## Start Records provided
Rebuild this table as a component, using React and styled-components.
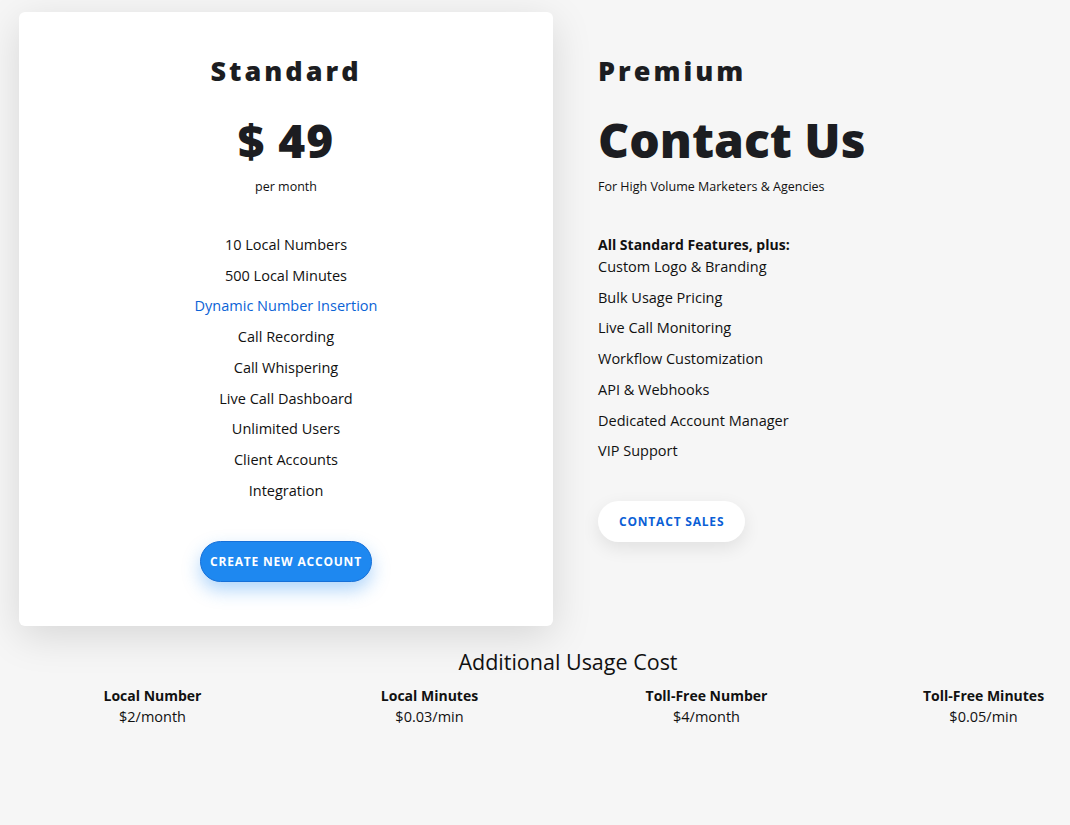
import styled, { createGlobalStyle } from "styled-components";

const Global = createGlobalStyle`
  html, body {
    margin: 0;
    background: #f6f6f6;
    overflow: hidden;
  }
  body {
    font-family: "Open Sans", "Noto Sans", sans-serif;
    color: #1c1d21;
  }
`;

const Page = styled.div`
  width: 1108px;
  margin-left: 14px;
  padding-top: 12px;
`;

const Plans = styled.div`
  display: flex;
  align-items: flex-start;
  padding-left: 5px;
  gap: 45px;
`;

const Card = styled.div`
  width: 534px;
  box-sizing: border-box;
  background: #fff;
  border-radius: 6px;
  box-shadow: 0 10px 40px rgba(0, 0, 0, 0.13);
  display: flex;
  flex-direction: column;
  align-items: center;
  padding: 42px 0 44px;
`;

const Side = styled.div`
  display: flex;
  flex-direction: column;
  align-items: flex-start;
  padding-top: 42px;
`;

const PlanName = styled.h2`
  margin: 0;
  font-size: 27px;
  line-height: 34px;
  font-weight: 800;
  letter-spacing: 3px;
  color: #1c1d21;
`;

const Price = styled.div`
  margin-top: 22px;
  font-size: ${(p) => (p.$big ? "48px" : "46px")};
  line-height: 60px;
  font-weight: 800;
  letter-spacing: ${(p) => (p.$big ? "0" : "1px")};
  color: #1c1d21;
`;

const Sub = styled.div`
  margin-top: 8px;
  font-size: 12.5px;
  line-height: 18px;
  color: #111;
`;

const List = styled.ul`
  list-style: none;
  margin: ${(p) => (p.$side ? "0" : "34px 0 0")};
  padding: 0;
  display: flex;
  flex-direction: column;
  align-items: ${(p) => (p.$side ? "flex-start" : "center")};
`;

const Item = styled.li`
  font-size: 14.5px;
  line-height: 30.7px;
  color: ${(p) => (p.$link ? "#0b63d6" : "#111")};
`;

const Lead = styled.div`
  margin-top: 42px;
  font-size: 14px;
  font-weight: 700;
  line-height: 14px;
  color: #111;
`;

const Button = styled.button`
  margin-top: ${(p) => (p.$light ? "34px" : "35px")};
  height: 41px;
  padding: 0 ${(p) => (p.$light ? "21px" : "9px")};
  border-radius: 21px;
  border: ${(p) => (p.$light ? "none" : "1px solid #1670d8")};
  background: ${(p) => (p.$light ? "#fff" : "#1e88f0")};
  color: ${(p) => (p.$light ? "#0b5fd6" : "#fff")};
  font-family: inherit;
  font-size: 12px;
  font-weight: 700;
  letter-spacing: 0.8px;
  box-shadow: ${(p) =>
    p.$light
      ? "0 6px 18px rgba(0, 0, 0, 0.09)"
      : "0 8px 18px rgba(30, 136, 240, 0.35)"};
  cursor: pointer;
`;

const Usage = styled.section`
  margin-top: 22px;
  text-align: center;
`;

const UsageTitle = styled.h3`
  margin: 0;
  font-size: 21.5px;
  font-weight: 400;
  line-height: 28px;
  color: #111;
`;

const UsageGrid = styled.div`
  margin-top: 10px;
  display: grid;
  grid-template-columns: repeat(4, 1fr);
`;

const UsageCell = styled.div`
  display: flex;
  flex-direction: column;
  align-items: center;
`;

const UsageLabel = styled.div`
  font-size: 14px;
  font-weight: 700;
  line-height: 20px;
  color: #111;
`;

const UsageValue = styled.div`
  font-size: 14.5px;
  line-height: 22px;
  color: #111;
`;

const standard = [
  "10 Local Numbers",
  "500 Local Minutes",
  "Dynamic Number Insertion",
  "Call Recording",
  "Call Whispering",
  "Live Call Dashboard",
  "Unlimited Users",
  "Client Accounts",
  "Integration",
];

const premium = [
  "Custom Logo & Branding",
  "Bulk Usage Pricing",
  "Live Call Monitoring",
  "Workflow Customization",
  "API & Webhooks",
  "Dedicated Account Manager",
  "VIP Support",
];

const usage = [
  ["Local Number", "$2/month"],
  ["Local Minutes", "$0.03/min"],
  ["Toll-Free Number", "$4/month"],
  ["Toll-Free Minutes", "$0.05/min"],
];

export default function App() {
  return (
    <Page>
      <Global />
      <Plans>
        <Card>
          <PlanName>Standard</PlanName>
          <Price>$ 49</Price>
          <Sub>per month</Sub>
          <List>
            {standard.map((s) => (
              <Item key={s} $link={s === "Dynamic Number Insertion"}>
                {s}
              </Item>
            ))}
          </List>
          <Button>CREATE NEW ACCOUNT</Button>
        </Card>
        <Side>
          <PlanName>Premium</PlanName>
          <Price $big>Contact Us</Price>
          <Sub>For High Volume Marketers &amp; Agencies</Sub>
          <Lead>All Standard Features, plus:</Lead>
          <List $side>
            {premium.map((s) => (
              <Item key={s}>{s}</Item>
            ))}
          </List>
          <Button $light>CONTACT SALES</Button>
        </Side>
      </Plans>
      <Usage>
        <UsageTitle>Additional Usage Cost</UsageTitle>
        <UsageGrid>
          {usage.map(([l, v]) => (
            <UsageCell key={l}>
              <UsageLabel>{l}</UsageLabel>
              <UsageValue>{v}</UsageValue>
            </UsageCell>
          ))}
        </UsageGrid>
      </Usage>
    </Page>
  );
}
## End Records provided
## Start Records provided
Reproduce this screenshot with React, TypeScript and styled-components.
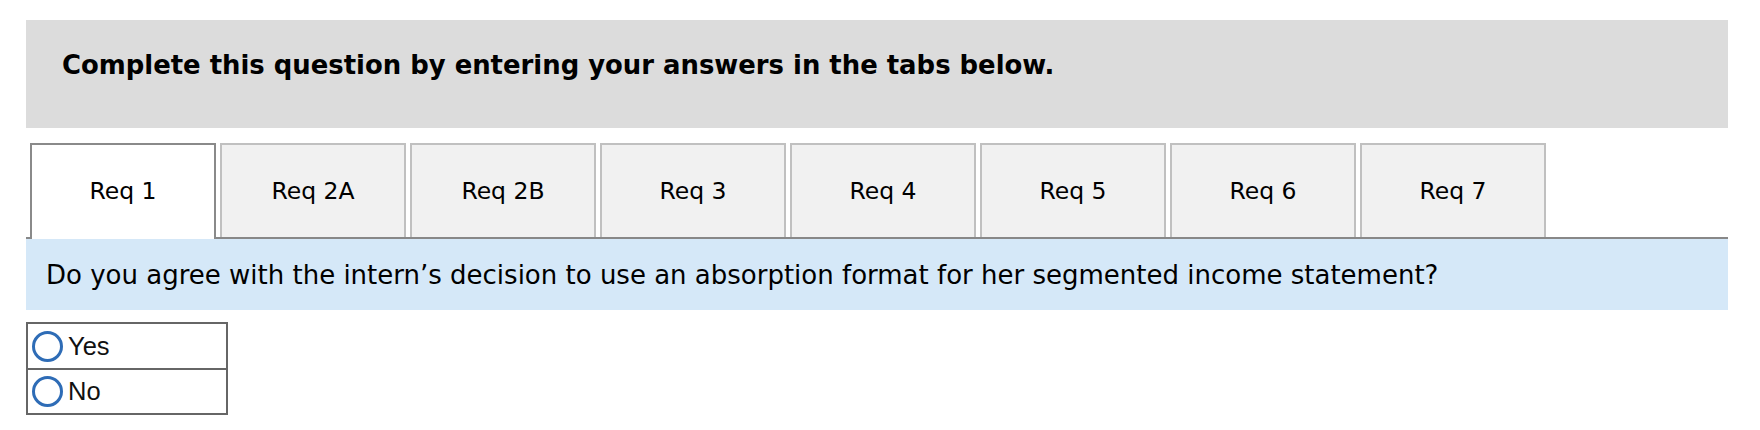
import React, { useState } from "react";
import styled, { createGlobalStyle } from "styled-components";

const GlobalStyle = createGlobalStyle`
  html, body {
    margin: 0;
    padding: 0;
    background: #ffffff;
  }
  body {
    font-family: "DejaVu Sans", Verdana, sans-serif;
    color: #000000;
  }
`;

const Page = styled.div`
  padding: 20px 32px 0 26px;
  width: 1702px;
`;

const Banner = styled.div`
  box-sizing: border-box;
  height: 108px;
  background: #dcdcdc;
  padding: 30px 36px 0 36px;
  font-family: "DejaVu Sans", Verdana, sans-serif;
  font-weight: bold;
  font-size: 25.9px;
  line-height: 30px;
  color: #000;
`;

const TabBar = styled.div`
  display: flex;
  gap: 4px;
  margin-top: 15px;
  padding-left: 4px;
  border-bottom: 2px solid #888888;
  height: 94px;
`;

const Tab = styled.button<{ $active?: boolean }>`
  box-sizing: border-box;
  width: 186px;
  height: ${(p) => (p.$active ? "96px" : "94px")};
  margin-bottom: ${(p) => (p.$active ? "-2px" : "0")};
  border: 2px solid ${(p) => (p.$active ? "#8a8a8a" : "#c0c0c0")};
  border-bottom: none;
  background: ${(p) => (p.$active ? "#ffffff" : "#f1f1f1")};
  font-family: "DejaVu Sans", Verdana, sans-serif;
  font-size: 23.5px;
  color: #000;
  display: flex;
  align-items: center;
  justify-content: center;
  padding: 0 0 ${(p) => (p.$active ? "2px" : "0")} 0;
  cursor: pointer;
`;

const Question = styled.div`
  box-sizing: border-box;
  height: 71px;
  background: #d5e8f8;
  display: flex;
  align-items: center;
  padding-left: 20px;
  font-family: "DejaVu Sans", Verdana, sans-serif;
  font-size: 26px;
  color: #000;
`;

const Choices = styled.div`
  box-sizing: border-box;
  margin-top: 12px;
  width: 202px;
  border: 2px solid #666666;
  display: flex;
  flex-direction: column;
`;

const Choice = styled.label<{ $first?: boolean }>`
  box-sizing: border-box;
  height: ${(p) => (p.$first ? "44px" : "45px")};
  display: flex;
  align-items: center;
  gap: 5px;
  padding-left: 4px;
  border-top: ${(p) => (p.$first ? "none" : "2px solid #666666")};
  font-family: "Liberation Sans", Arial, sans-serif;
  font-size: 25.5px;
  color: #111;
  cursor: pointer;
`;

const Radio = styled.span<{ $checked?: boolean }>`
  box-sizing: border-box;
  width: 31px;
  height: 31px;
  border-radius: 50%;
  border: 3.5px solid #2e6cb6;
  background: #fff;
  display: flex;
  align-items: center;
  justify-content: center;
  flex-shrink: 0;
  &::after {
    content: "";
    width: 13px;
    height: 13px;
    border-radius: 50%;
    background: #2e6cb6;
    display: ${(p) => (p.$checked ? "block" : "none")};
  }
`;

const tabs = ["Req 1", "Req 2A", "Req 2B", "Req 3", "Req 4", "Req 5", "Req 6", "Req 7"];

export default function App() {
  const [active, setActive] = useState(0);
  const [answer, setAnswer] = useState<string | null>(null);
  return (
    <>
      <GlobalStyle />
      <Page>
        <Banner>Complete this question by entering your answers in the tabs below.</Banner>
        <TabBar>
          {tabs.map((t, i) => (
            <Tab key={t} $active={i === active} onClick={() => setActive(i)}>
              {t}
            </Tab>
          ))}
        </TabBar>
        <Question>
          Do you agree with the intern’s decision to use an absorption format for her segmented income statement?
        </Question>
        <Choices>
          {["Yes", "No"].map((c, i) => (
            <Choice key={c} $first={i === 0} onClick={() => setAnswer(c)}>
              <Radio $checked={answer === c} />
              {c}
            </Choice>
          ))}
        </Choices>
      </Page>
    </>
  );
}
## End Records provided
Go through the records above and copy every line with the word "this".

- _Completed task_:
Rebuild this table as a component, using React and styled-components.
Reproduce this screenshot with React, TypeScript and styled-components.
        <Banner>Complete this question by entering your answers in the tabs below.</Banner>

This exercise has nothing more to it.